WHAT THIS TASK INVOLVES:
Please output the records below in full, exactly as given, but without the images.

WORKING DATA:
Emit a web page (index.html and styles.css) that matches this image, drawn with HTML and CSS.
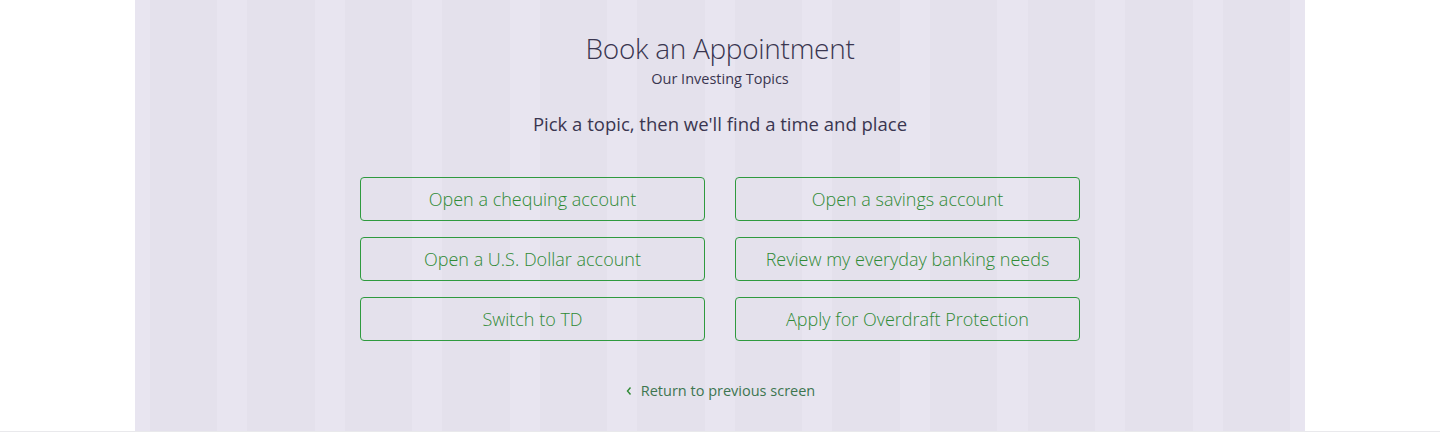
FILE: index.html
```html
<!DOCTYPE html>
<html lang="en">
<head>
<meta charset="utf-8">
<title>Book an Appointment</title>
<link rel="stylesheet" href="styles.css">
</head>
<body>
<div class="page">
  <main class="container">
    <header class="heading">
      <h1 class="title">Book an Appointment</h1>
      <p class="subtitle">Our Investing Topics</p>
    </header>
    <p class="prompt">Pick a topic, then we'll find a time and place</p>
    <div class="topics">
      <a class="topic" href="#">Open a chequing account</a>
      <a class="topic" href="#">Open a savings account</a>
      <a class="topic" href="#">Open a U.S. Dollar account</a>
      <a class="topic" href="#">Review my everyday banking needs</a>
      <a class="topic" href="#">Switch to TD</a>
      <a class="topic" href="#">Apply for Overdraft Protection</a>
    </div>
    <a class="back" href="#"><svg class="chev" width="8" height="10" viewBox="0 0 8 10" aria-hidden="true"><path d="M5.5 1.5 L2.5 5 L5.5 8.5" fill="none" stroke="currentColor" stroke-width="1.4"/></svg><span>Return to previous screen</span></a>
  </main>
  <div class="rule"></div>
</div>
</body>
</html>
```
FILE: styles.css
```css
* { box-sizing: border-box; }
html, body { margin: 0; padding: 0; background: #ffffff; }
body {
  font-family: "Open Sans", "Noto Sans", "Liberation Sans", sans-serif;
  color: #3b3850;
}
.page {
  display: flex;
  flex-direction: column;
  height: 432px;
}
.container {
  width: 1170px;
  margin: 0 auto;
  flex: 1;
  display: flex;
  flex-direction: column;
  align-items: center;
  padding-top: 29px;
  background-color: #e8e5f0;
  background-image: repeating-linear-gradient(to right,
    #e8e5f0 0, #e8e5f0 15px,
    #e4e1ec 15px, #e4e1ec 82.5px,
    #e8e5f0 82.5px, #e8e5f0 97.5px);
}
.heading { text-align: center; }
.title {
  margin: 0;
  font-size: 28px;
  font-weight: 300;
  line-height: 38px;
  color: #3a3650;
  letter-spacing: -0.3px;
}
.subtitle {
  margin: 2px 0 0;
  font-size: 14.5px;
  line-height: 20px;
  color: #3a3650;
}
.prompt {
  margin: 22px 0 0;
  font-size: 18.5px;
  line-height: 26px;
  color: #3a3650;
}
.topics {
  margin-top: 40px;
  width: 720px;
  display: grid;
  grid-template-columns: 1fr 1fr;
  column-gap: 30px;
  row-gap: 16px;
}
.topic {
  display: flex;
  align-items: center;
  justify-content: center;
  height: 44px;
  border: 1px solid #2f9a3f;
  border-radius: 4px;
  color: #2f8a35;
  font-size: 18px;
  font-weight: 300;
  text-decoration: none;
}
.back {
  margin-top: 40px;
  display: flex;
  align-items: center;
  gap: 8px;
  color: #3d7650;
  font-size: 14.5px;
  text-decoration: none;
}
.chev { color: #2f8a35; }
.rule {
  height: 1px;
  background: #e9e9ec;
}
```
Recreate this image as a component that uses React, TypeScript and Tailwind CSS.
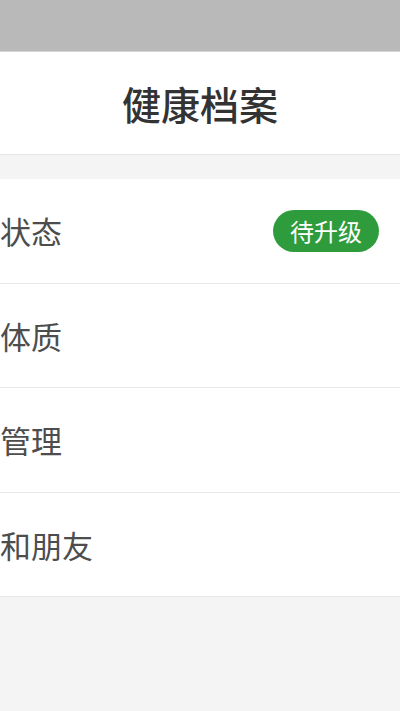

THE ANSWER:
Emit a web page (index.html and styles.css) that matches this image, drawn with HTML and CSS.
FILE: index.html
```html
<!DOCTYPE html>
<html lang="en">
<head>
<meta charset="utf-8">
<title>Book an Appointment</title>
<link rel="stylesheet" href="styles.css">
</head>
<body>
<div class="page">
  <main class="container">
    <header class="heading">
      <h1 class="title">Book an Appointment</h1>
      <p class="subtitle">Our Investing Topics</p>
    </header>
    <p class="prompt">Pick a topic, then we'll find a time and place</p>
    <div class="topics">
      <a class="topic" href="#">Open a chequing account</a>
      <a class="topic" href="#">Open a savings account</a>
      <a class="topic" href="#">Open a U.S. Dollar account</a>
      <a class="topic" href="#">Review my everyday banking needs</a>
      <a class="topic" href="#">Switch to TD</a>
      <a class="topic" href="#">Apply for Overdraft Protection</a>
    </div>
    <a class="back" href="#"><svg class="chev" width="8" height="10" viewBox="0 0 8 10" aria-hidden="true"><path d="M5.5 1.5 L2.5 5 L5.5 8.5" fill="none" stroke="currentColor" stroke-width="1.4"/></svg><span>Return to previous screen</span></a>
  </main>
  <div class="rule"></div>
</div>
</body>
</html>
```
FILE: styles.css
```css
* { box-sizing: border-box; }
html, body { margin: 0; padding: 0; background: #ffffff; }
body {
  font-family: "Open Sans", "Noto Sans", "Liberation Sans", sans-serif;
  color: #3b3850;
}
.page {
  display: flex;
  flex-direction: column;
  height: 432px;
}
.container {
  width: 1170px;
  margin: 0 auto;
  flex: 1;
  display: flex;
  flex-direction: column;
  align-items: center;
  padding-top: 29px;
  background-color: #e8e5f0;
  background-image: repeating-linear-gradient(to right,
    #e8e5f0 0, #e8e5f0 15px,
    #e4e1ec 15px, #e4e1ec 82.5px,
    #e8e5f0 82.5px, #e8e5f0 97.5px);
}
.heading { text-align: center; }
.title {
  margin: 0;
  font-size: 28px;
  font-weight: 300;
  line-height: 38px;
  color: #3a3650;
  letter-spacing: -0.3px;
}
.subtitle {
  margin: 2px 0 0;
  font-size: 14.5px;
  line-height: 20px;
  color: #3a3650;
}
.prompt {
  margin: 22px 0 0;
  font-size: 18.5px;
  line-height: 26px;
  color: #3a3650;
}
.topics {
  margin-top: 40px;
  width: 720px;
  display: grid;
  grid-template-columns: 1fr 1fr;
  column-gap: 30px;
  row-gap: 16px;
}
.topic {
  display: flex;
  align-items: center;
  justify-content: center;
  height: 44px;
  border: 1px solid #2f9a3f;
  border-radius: 4px;
  color: #2f8a35;
  font-size: 18px;
  font-weight: 300;
  text-decoration: none;
}
.back {
  margin-top: 40px;
  display: flex;
  align-items: center;
  gap: 8px;
  color: #3d7650;
  font-size: 14.5px;
  text-decoration: none;
}
.chev { color: #2f8a35; }
.rule {
  height: 1px;
  background: #e9e9ec;
}
```
Recreate this image as a component that uses React, TypeScript and Tailwind CSS.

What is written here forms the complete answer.